Opinion | Lin-Manuel, Luis Miranda: How to help Puerto Rico after Hurricane Fiona

Lin-Manuel Miranda is the creator of Hamilton and In The Heights. His father, Luis A. Miranda Jr., is a philanthropist and political strategist.

Much of Puerto Rico is without power due to Hurricane Fiona, which slammed into the island on Sunday, dumping more than two feet of rain in some places, causing mudslides and destroying homes. The storm came almost exactly five years to the day that Hurricane Maria brought unprecedented devastation to the archipelago in 2017.

For many Puerto Ricans, there is an understandable “here we go again” fear.
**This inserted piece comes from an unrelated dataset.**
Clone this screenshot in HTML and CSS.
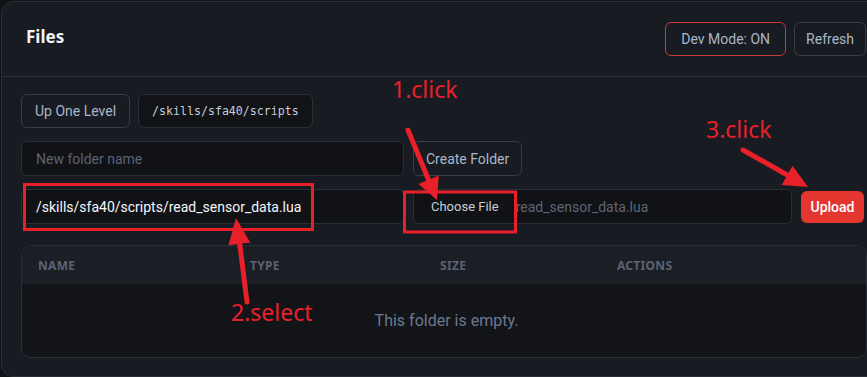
FILE: index.html
```html
<!DOCTYPE html>
<html lang="en">
<head>
<meta charset="utf-8">
<title>Files</title>
<link rel="stylesheet" href="styles.css">
</head>
<body>
<div class="panel">
  <div class="panel-header">
    <h1 class="title">Files</h1>
    <div class="header-actions">
      <button class="btn btn-dev">Dev Mode: ON</button>
      <button class="btn btn-refresh">Refresh</button>
    </div>
  </div>
  <div class="panel-body">
    <div class="row">
      <button class="btn">Up One Level</button>
      <div class="path-box">/skills/sfa40/scripts</div>
    </div>
    <div class="row">
      <div class="input input-main placeholder">New folder name</div>
      <button class="btn btn-create">Create Folder</button>
    </div>
    <div class="row">
      <div class="input input-main value">/skills/sfa40/scripts/read_sensor_data.lua</div>
      <div class="input file-input"><span class="choose">Choose File</span><span class="file-name">read_sensor_data.lua</span></div>
      <button class="btn-upload">Upload</button>
    </div>
    <div class="table">
      <div class="thead">
        <span>Name</span><span>Type</span><span>Size</span><span>Actions</span>
      </div>
      <div class="tbody">This folder is empty.</div>
    </div>
  </div>
</div>

<div class="annotations">
  <svg class="marks" width="867" height="377" viewBox="0 0 867 377">
    <rect x="24.5" y="184.5" width="288" height="45" fill="none" stroke="#e8202a" stroke-width="3"/>
    <rect x="404.5" y="192" width="111" height="40" fill="none" stroke="#e8202a" stroke-width="3"/>
    <line x1="408" y1="130" x2="429" y2="181" stroke="#e8202a" stroke-width="5" stroke-linecap="round"/>
    <polygon points="437,200 418.4,183.9 438.8,175.5" fill="#e8202a"/>
    <line x1="247" y1="302" x2="239.5" y2="242" stroke="#e8202a" stroke-width="5" stroke-linecap="round"/>
    <polygon points="236,218 250.2,242.4 228.4,245.2" fill="#e8202a"/>
    <line x1="743" y1="150" x2="789" y2="176" stroke="#e8202a" stroke-width="5" stroke-linecap="round"/>
    <polygon points="808,187 781.7,184.9 792.5,165.7" fill="#e8202a"/>
  </svg>
  <span class="note note-1">1.click</span>
  <span class="note note-2">2.select</span>
  <span class="note note-3">3.click</span>
</div>
</body>
</html>
```
FILE: styles.css
```css
* { box-sizing: border-box; }

html, body {
  margin: 0;
  padding: 0;
}

body {
  width: 867px;
  height: 377px;
  overflow: hidden;
  background: #101216;
  font-family: Roboto, "Noto Sans", sans-serif;
  position: relative;
}

.panel {
  margin: 1px 0 0 1px;
  width: 885px;
  height: 376px;
  background: #181b21;
  border: 1px solid #2b2e35;
  border-radius: 12px;
}

.panel-header {
  height: 75px;
  border-bottom: 1px solid #2b2e35;
  display: flex;
  align-items: center;
  justify-content: space-between;
  padding: 0 19px 0 24px;
}

.title {
  margin: 0 0 6px 0;
  font-family: "Noto Sans", sans-serif;
  font-size: 17px;
  font-weight: 700;
  color: #f2f4f8;
}

.header-actions {
  display: flex;
  gap: 8px;
}

.btn {
  height: 34px;
  padding: 0 13px;
  background: #181b21;
  border: 1px solid #3a3d45;
  border-radius: 6px;
  color: #a9b6c8;
  font-family: inherit;
  font-size: 14px;
  line-height: 1;
  white-space: nowrap;
}

.btn-dev {
  border: 1.5px solid #c83a3a;
  padding: 0 15px;
}

.btn-refresh {
  padding: 0 11px;
}

.panel-body {
  padding: 17px 19px 0 19px;
  display: flex;
  flex-direction: column;
  gap: 13px;
}

.row {
  display: flex;
  gap: 8px;
  align-items: center;
}

.path-box {
  height: 34px;
  display: flex;
  align-items: center;
  padding: 0 13px;
  background: #121317;
  border: 1px solid #2b2e35;
  border-radius: 6px;
  color: #c5cdd9;
  font-family: "DejaVu Sans Mono", "Liberation Mono", monospace;
  font-size: 11.6px;
}

.input {
  height: 35px;
  display: flex;
  align-items: center;
  background: #111216;
  border: 1px solid #2b2e35;
  border-radius: 6px;
  font-size: 14px;
  white-space: nowrap;
  overflow: hidden;
}

.input-main {
  flex: 0 0 383px;
  padding: 0 14px;
}

.row .btn-create {
  height: 35px;
  padding: 0 12px;
  margin-left: 1px;
}

.placeholder { color: #5b6473; }
.value { color: #f5f7fa; }

.file-input {
  flex: 0 0 379px;
  margin-left: 1px;
  padding: 0 0 0 17px;
}

.choose {
  color: #c5cdd9;
  font-size: 13px;
  margin-right: 17px;
}

.file-name {
  color: #5d6574;
  font-size: 14px;
}

.btn-upload {
  flex: 0 0 63px;
  height: 32px;
  margin-left: 1px;
  border: none;
  border-radius: 6px;
  background: #e5352f;
  color: #ffffff;
  font-family: inherit;
  font-size: 14px;
  font-weight: 500;
}

.table {
  margin-top: 8px;
  width: 846px;
  border: 1px solid #2b2e35;
  border-radius: 10px;
  overflow: hidden;
}

.thead {
  height: 38px;
  display: grid;
  grid-template-columns: 212px 190px 177px 1fr;
  align-items: center;
  padding-left: 16px;
  background: #1b1e25;
  color: #5b6372;
  font-family: "Noto Sans", sans-serif;
  font-size: 12px;
  font-weight: 700;
  letter-spacing: 0.3px;
  text-transform: uppercase;
}

.tbody {
  height: 73px;
  display: flex;
  align-items: center;
  justify-content: center;
  padding-left: 5px;
  background: #131418;
  color: #6b798e;
  font-size: 16px;
}

.annotations {
  position: absolute;
  left: 0;
  top: 0;
  width: 867px;
  height: 377px;
  pointer-events: none;
}

.marks {
  position: absolute;
  left: 0;
  top: 0;
}

.note {
  position: absolute;
  color: #e8202a;
  font-family: "Noto Sans", sans-serif;
  font-size: 23px;
  line-height: 1;
  white-space: nowrap;
}

.note-1 { left: 392px; top: 78px; }
.note-2 { left: 231px; top: 301px; }
.note-3 { left: 706px; top: 118px; }
```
Maria is known to have left more than $90 billion in damage, causing nearly 3,000 deaths and the longest power outage in US history. Some cities waited about 11 months to regain power. Had this type of disaster happened on the US mainland, the appalling lack of federal response in 2017 would have been unthinkable.
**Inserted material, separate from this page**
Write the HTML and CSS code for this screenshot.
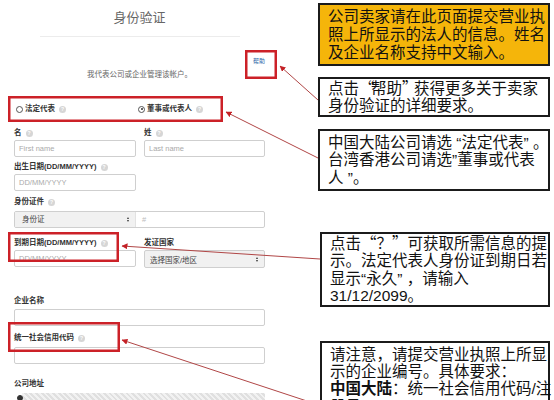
FILE: index.html
```html
<!DOCTYPE html>
<html lang="zh-CN">
<head>
<meta charset="utf-8">
<title>身份验证</title>
<link rel="stylesheet" href="styles.css">
</head>
<body>
<div class="page">
  <div class="form">
    <div class="title">身份验证</div>
    <div class="sep"></div>
    <div class="help"><span class="help-link">帮助</span></div>
    <div class="intro">我代表公司或企业管理该帐户。</div>
    <div class="radios">
      <div class="radio"><span class="rb"></span>法定代表<span class="q">?</span></div>
      <div class="radio"><span class="rb on"></span>董事或代表人<span class="q">?</span></div>
    </div>

    <div class="row g-name">
      <div class="field"><div class="lbl">名<span class="q">?</span></div><div class="inp">First name</div></div>
      <div class="field"><div class="lbl">姓<span class="q">?</span></div><div class="inp">Last name</div></div>
    </div>

    <div class="group g-birth">
      <div class="lbl">出生日期(DD/MM/YYYY)<span class="q">?</span></div>
      <div class="inp half">DD/MM/YYYY</div>
    </div>

    <div class="group g-id">
      <div class="lbl">身份证件<span class="q">?</span></div>
      <div class="combo">
        <div class="combo-sel"><span>身份证</span><span class="arrows"><i class="up"></i><i class="down"></i></span></div>
        <div class="combo-num">#</div>
      </div>
    </div>

    <div class="row g-exp">
      <div class="field"><div class="lbl">到期日期(DD/MM/YYYY)<span class="q">?</span></div><div class="inp">DD/MM/YYYY</div></div>
      <div class="field"><div class="lbl">发证国家</div><div class="sel"><span>选择国家/地区</span><span class="arrows"><i class="up"></i><i class="down"></i></span></div></div>
    </div>

    <div class="group g-company">
      <div class="lbl">企业名称</div>
      <div class="inp"></div>
    </div>

    <div class="group g-code">
      <div class="lbl">统一社会信用代码<span class="q">?</span></div>
      <div class="inp"></div>
    </div>

    <div class="group g-addr">
      <div class="lbl">公司地址</div>
      <div class="addr"><span class="rb on small"></span><div class="hatch"></div></div>
    </div>
  </div>

  <div class="notes">
    <div class="note n1">公司卖家请在此页面提交营业执<br>照上所显示的法人的信息。姓名<br>及企业名称支持中文输入。</div>
    <div class="note n2">点击<span class="fw tight">“</span>帮助<span class="fw tight">”</span>获得更多关于卖家<br>身份验证的详细要求。</div>
    <div class="note n3">中国大陆公司请选 “法定代表” 。<br>台湾香港公司请选”董事或代表<br>人 ”。</div>
    <div class="note n4">点击<span class="fw">“</span>？<span class="fw">”</span>可获取所需信息的提<br>示。法定代表人身份证到期日若<br>显示“永久” ，请输入<br>31/12/2099。</div>
    <div class="note n5">请注意，请提交营业执照上所显<br>示的企业编号。具体要求：<br><b>中国大陆</b>：统一社会信用代码/注<br>册号</div>
  </div>
</div>

<svg class="overlay" width="554" height="400" viewBox="0 0 554 400" xmlns="http://www.w3.org/2000/svg">
  <defs>
    <marker id="ah" viewBox="0 0 6 6" refX="5.5" refY="3" markerWidth="6" markerHeight="6" markerUnits="userSpaceOnUse" orient="auto">
      <path d="M0,0 L6,3 L0,6 z" fill="#c42126"/>
    </marker>
  </defs>
  <g fill="none" stroke="#cc2128" stroke-width="2.5">
    <rect x="9.25" y="97.25" width="212.5" height="23.5"/>
    <rect x="246.25" y="51.25" width="29.5" height="26.5"/>
    <rect x="9.25" y="233.25" width="108.5" height="27.5"/>
    <rect x="9.25" y="323.25" width="109.5" height="27.5"/>
  </g>
  <g stroke="#b04646" stroke-width="1" marker-end="url(#ah)">
    <line x1="318" y1="100" x2="280" y2="66"/>
    <line x1="318" y1="158" x2="226" y2="112"/>
    <line x1="320" y1="259" x2="122" y2="246"/>
    <line x1="322" y1="406" x2="122" y2="340"/>
  </g>
</svg>
</body>
</html>
```

FILE: styles.css
```css
* {
  box-sizing: border-box;
  margin: 0;
  padding: 0;
}

html, body {
  width: 554px;
  height: 400px;
  overflow: hidden;
  background: #fff;
}

body {
  position: relative;
  font-family: "Liberation Sans", "Noto Sans CJK SC", sans-serif;
  color: #333;
}

.page {
  display: flex;
  align-items: flex-start;
}

/* ---------- left form ---------- */
.form {
  width: 251px;
  margin-left: 14px;
  flex: 0 0 251px;
}

.title {
  margin-top: 9px;
  font-family: "Noto Sans CJK SC", sans-serif;
  font-size: 13px;
  line-height: 15px;
  text-align: center;
  color: #666;
}

.sep {
  margin: 12px 0 0 26px;
  width: 200px;
  height: 1px;
  background: #ececec;
}

.help {
  margin-top: 20px;
  text-align: right;
  font-size: 6px;
  line-height: 8px;
}

.help-link {
  color: #2d67a8;
}

.intro {
  margin-top: 4.5px;
  font-size: 7.5px;
  line-height: 9px;
  text-align: center;
  color: #666;
}

.radios {
  margin-top: 25.5px;
  padding-left: 2px;
  display: flex;
  height: 10px;
  font-size: 7.5px;
  line-height: 10px;
  font-weight: bold;
  color: #333;
}

.radio {
  display: flex;
  align-items: center;
}

.radio:first-child {
  width: 122px;
}

.rb {
  position: relative;
  display: inline-block;
  width: 7px;
  height: 7px;
  border: 1px solid #555;
  border-radius: 50%;
  margin-right: 2px;
  background: #fff;
}

.rb.on::after {
  content: "";
  position: absolute;
  left: 1.5px;
  top: 1.5px;
  width: 2px;
  height: 2px;
  border-radius: 50%;
  background: #333;
}

.q {
  display: inline-flex;
  align-items: center;
  justify-content: center;
  width: 7px;
  height: 7px;
  margin-left: 4px;
  border-radius: 50%;
  background: #d6d6d6;
  color: #fff;
  font-size: 5px;
  line-height: 7px;
  font-weight: bold;
}

.row {
  display: flex;
  gap: 8px;
}

.row .field:first-child {
  flex: 0 0 122px;
}

.row .field:last-child {
  flex: 1;
}

.lbl {
  display: flex;
  align-items: center;
  height: 10px;
  margin-bottom: 2px;
  font-size: 7.5px;
  line-height: 10px;
  font-weight: bold;
  color: #333;
  white-space: nowrap;
}

.inp {
  height: 17px;
  border: 1px solid #cfcfcf;
  border-radius: 2px;
  padding-left: 4px;
  font-size: 7.5px;
  line-height: 15px;
  color: #aaa;
  background: #fff;
}

.inp.half {
  width: 122px;
}

.g-name { margin-top: 14px; }
.g-birth { margin-top: 5px; }
.g-id { margin-top: 6px; }
.g-id .lbl { margin-bottom: 4px; }
.g-exp { margin-top: 10px; }
.g-company { margin-top: 28px; }
.g-company .lbl { margin-bottom: 3px; }
.g-code { margin-top: 7px; }
.g-code .lbl { margin-bottom: 4px; }
.g-addr { margin-top: 15px; }

.combo {
  display: flex;
  height: 17px;
  border: 1px solid #cfcfcf;
  border-radius: 2px;
  font-size: 7.5px;
  line-height: 15px;
  overflow: hidden;
}

.combo-sel {
  flex: 0 0 121px;
  display: flex;
  justify-content: space-between;
  align-items: center;
  padding: 0 6px 0 7px;
  background: #f1f1f1;
  border-right: 1px solid #e2e2e2;
  color: #444;
}

.combo-num {
  flex: 1;
  padding-left: 6px;
  color: #bbb;
}

.sel {
  display: flex;
  justify-content: space-between;
  align-items: center;
  height: 18px;
  padding: 0 6px 0 5px;
  border: 1px solid #cfcfcf;
  border-radius: 2px;
  background: #f1f1f1;
  font-size: 7.5px;
  color: #444;
}

.arrows {
  display: flex;
  flex-direction: column;
  gap: 1px;
}

.arrows i {
  display: block;
  width: 0;
  height: 0;
  border-left: 1.5px solid transparent;
  border-right: 1.5px solid transparent;
}

.arrows .up {
  border-bottom: 2px solid #333;
}

.arrows .down {
  border-top: 2px solid #333;
}

.addr {
  display: flex;
  align-items: flex-start;
  margin-top: 4px;
  height: 10px;
}

.rb.small {
  width: 6px;
  height: 6px;
  margin: 2px 0 0 3px;
  background: #333;
  border-color: #333;
}

.hatch {
  flex: 1;
  height: 10px;
  margin-left: -1px;
  background: repeating-linear-gradient(45deg, #e0e0e0 0 2px, #f2f2f2 2px 4px);
}

/* ---------- right notes ---------- */
.notes {
  margin-left: 53px;
  width: 232px;
  flex: 0 0 232px;
  font-family: "Liberation Sans", "Noto Sans CJK SC", sans-serif;
  font-size: 15.5px;
  color: #111;
}

.note {
  border: 2px solid #1b1b1b;
  padding: 0 2px 0 8px;
  white-space: nowrap;
  background: #fff;
  line-height: 17.4px;
}

.note b {
  font-weight: bold;
}

.fw {
  font-family: "Noto Sans CJK SC", sans-serif;
}

.fw.tight {
  letter-spacing: -3.5px;
}

.n1 {
  margin-top: 3px;
  background: #f5b50a;
  line-height: 18px;
  padding-top: 3px;
  padding-bottom: 2px;
}

.n2 {
  margin-top: 11px;
}

.n3 {
  margin-top: 12px;
  padding-top: 3px;
  padding-bottom: 3px;
}

.n4 {
  margin-top: 41px;
  margin-left: 2px;
  width: 230px;
}

.n5 {
  margin-top: 34px;
  margin-left: 2px;
  width: 230px;
  padding-top: 3px;
}

/* ---------- annotations overlay ---------- */
.overlay {
  position: absolute;
  left: 0;
  top: 0;
  pointer-events: none;
}
```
The way back was long and challenging. Only about $25 billion of the nearly $80 billion approved by Congress after Maria ever made it to the island. Emergency authorities were slow to step in. The entire federal response was summed up by Donald Trump, who came briefly to the island and casually tossed rolls of paper towels to a crowd of Guaynabo residents.

Maria was followed in quick succession by earthquakes in 2019, slowing recovery, and of course the Covid-19 pandemic in 2020. Five years later, the power grid is still paralyzed and delivering unreliable power, stalling growth for both large and small businesses. One thing is certain: more help is needed to support entrepreneurs and nonprofits.

But the federal government’s clumsy response had a silver lining: it spawned new partnerships and creative ways of doing business. In community after community, we have seen Puerto Rico’s nonprofit organizations rise to the challenge of rebuilding the archipelago in a more sustainable and equitable way. Our family has worked with the Hispanic Federation, a Latino affiliate in the United States that has invested more than $50 million in Puerto Rico’s recovery and funded 140 nonprofit organizations.

Federally recognized health centers, which serve hundreds of thousands of mostly low-income Puerto Rico residents each year, were beacons of hope in the weeks after Maria, often becoming a gathering place for people to meet, charge their phones and store temperature-sensitive medication. A number of non-profit organizations have joined forces after Maria to provide solar power to 16 clinics and stabilize supplies for future disasters. One of the centers is the Orocovis emergency room in the mountains of central Puerto Rico, which Fiona kept operational when other facilities lost power.

Maria also destroyed about 80 percent of the island’s coffee trees. Coffee is central to Puerto Rico’s cultural and economic identity; it feeds many families running multi-generational smallholder farms. So we set out to revitalize this sector by bringing philanthropy and business together to help.

A coalition that included Nespresso, Starbucks and the Rockefeller Foundation, among others, came together to distribute 2 million climate-resilient coffee seedlings to more than 1,100 farmers. According to a 2017 agricultural census, 67 percent of coffee farms on the island are considered small businesses, generating less than $10,000 in revenue that year. Thanks to this kind of collaboration – and the leadership of local farming organizations and the hard work of the coffee farmers themselves – Coffee production on the island today surpassed pre-Hurricane Maria levels.

Harder to get back up have been the island’s arts and culture groups, which are always beaten by natural disasters – and are often the last to be revived. The Flamboyan Arts Fund enabled direct support to 541 artists and 106 arts organizations, including museums, theaters, arts education programs and concert venues. The fund is behind the largest private investment in the arts in recent history and has supported many organizations after Maria damaged their facilities and deprived them of revenue in the months that followed. A typical grant went to the Museo de las Americas in San Juan, which went without power for more than 80 days after Maria, causing extensive damage to an important exhibit on Taínos and other indigenous groups. The grant enabled the museum to restore artifacts and reopen a comprehensive exhibition to the public.

All of these groups need help again after Fiona struck. The two storms remind us that Puerto Rico is in a state of increasing vulnerability. Resolving the energy crisis, the impact of climate change and the ongoing migration off the island are essential priorities for both the citizens of this island and the nation to which it belongs. Nonprofits cannot address these issues alone, but they can play a critical role in creating accessible healthcare, supporting the arts and innovating in agriculture to improve farmers’ lives.

We call on all of our partners in philanthropy, business and the arts to join our family and make direct investments in Puerto Rico.